Visitor numbers have also been increasing at many sites because Germans have been shunning foreign holidays in the recession.
Three separate programs totalling more than €320 million ($452 million) have been announced this year -- a tiny fraction of what it costs to bail out an ailing bank these days -- in the biggest program of investment in historic monuments in decades.
The latest cash injection was announced on Tuesday when the federal government and the states of Berlin and Brandenburg pledged €155 million for the Foundation of Prussian Palaces and Gardens for the period through 2017. The money will go towards projects in and around the capital such as refurbishing the roof and facades of Berlin's Schloss Charlottenburg palace as well as repairs to the Neues Palais-- the 18th century baroque palace in Potsdam's world-famous Sanssouci royal park.
"This money was exceptionally necessary, this is not just about cosmetic restoration but about essential repairs to the structure of these buildings," Ulrich Henze, the spokesman for the foundation, told SPIEGEL ONLINE. "We're delighted that the funding is being made available."
It's a joy being shared by castle lords and town mayors across Germany who have been scrambling to claim funds from two other government programs. Some €150 million is being made available for the country's 33 UNESCO World Heritage sites such as the historic town center of Quedlinburg and the castles of the Rhine, and a further €20 million is coming from the government's second economic stimulus package launched this year.
While only the €20 million program is directly linked to the economic crisis, it is striking that the government is stumping up hundreds of millions of euros at a time when the country is suffering its biggest downturn since the 1930s.
Cash Not Just For Autobahns
"We had thought the stimulus money would go into autobahns and things like that, so we were surprised and overjoyed that people thought about our historic monuments," Gerhard Wagner, secretary general of the German Castles Association, told SPIEGEL ONLINE. "It means we're now able to tackle projects that we otherwise wouldn't have gotten to for another 20 years."
"The basic problem with protecting old monuments is that you never know when something's going to fall down, it's a matter of faith. And because our financial resources are always meager, we can only ever do the bare minimum," said Wagner.
The owners of castles along the 65-kilometer stretch of the Middle Rhine Valley designated as a World Heritage site have applied for a total of €14 million in government funds.
Marksburg Castle, the only hill-top castle on the Rhine never to have been destroyed in its more than 800-year history has been awarded €700,000 for roof repairs and improvements to an access road.
Scaffolding will now be going up on castle walls all the way from Koblenz to Bingen, an area made famous by the legendary rock of the Lorelei -- news that is likely to disappoint tourists and shutterbugs.
A little further west, tucked in a glorious wooded valley close to the Moselle River, stands Burg Eltz, one of Germany's most iconic castles, which has been owned by the Eltz dynasty for the last 800 years and attracts some 250,000 visitors a year. It is receiving more than €2 million to retile roofs and to fit iron anchors to secure a 40-meter tower which is at risk of collapse.

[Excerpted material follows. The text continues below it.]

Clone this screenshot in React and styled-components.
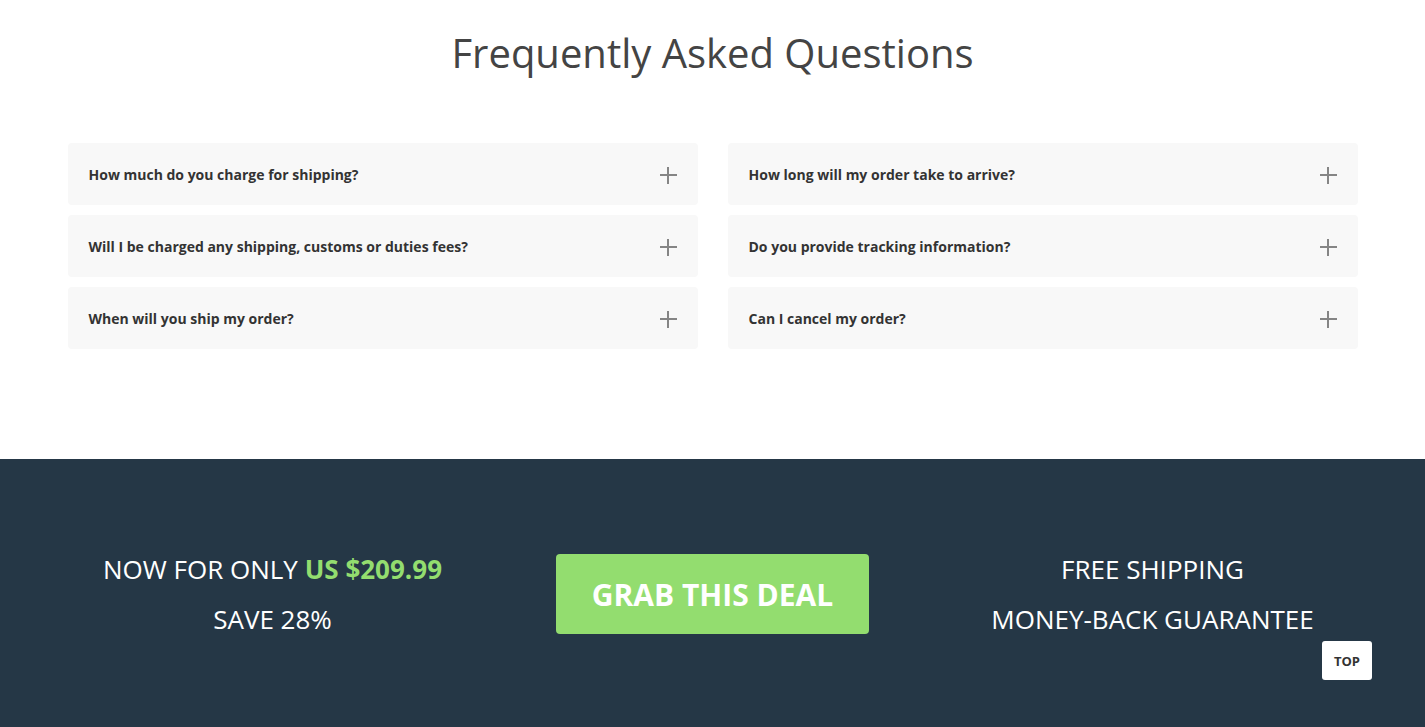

Karl Graf von und zu Eltz, the 33rd Count of Eltz, said this year it was the biggest refurbishment since the beginning of the last century.
Visitor Numbers Up
Burg Eltz can only be visited in a guided tour and despite the recession, guest numbers have increased in 2009, although it's not just Germans accounting for the increase. Large numbers of Belgians, Dutch and even British tourists are defying the recession and flocking to the castle to marvel at its original medieval halls, suits of armor and tapestries.
Tourism is up at many historic monuments across Germany -- Marksburg castle expects 145,000 visitors in 2009, up from 142,000 last year, and Rheinstein, another privately owned castle that guards the Rhine near the town of Bingen, is confident it will crack 30,000 this year, up from 2008.
With all the building contracts being awarded, it's getting increasingly hard to recruit local contractors skilled in restoring medieval buildings, castle owners say. Medieval mortar requires a special type of plaster to make it weather proof, for example.
Rheinstein looks set to be one of the few Rhine castles unspoiled by scaffolding in the years to come because it has already undergone €2 million worth of refurbishment over the last decade, with government help.
"One has to keep begging and applying for public funds because there are so many historical buildings in this region," Rheinstein's owner Markus Hecher, whose father, an opera singer, bought the castle in the 1970s, told SPIEGEL ONLINE.
Owning a castle may sound like a dream come true but it's also a constant challenge, said Hecher. "A few years ago our cesspits collapsed and we had to fix them right away because we're not attached to the public sewage system. That came out of the blue and cost €24,000. And because we get all our water from wells in the forest, we have to keep maintaining the four kilometers of pipes leading there. Blocked filters sometimes shut off our supply."
The economic crisis isn't all good news though -- even though visitor numbers were up, guests are spending less on food in the castle café and aren't buying as many expensive souvenirs such as €70 swords, Hecher said.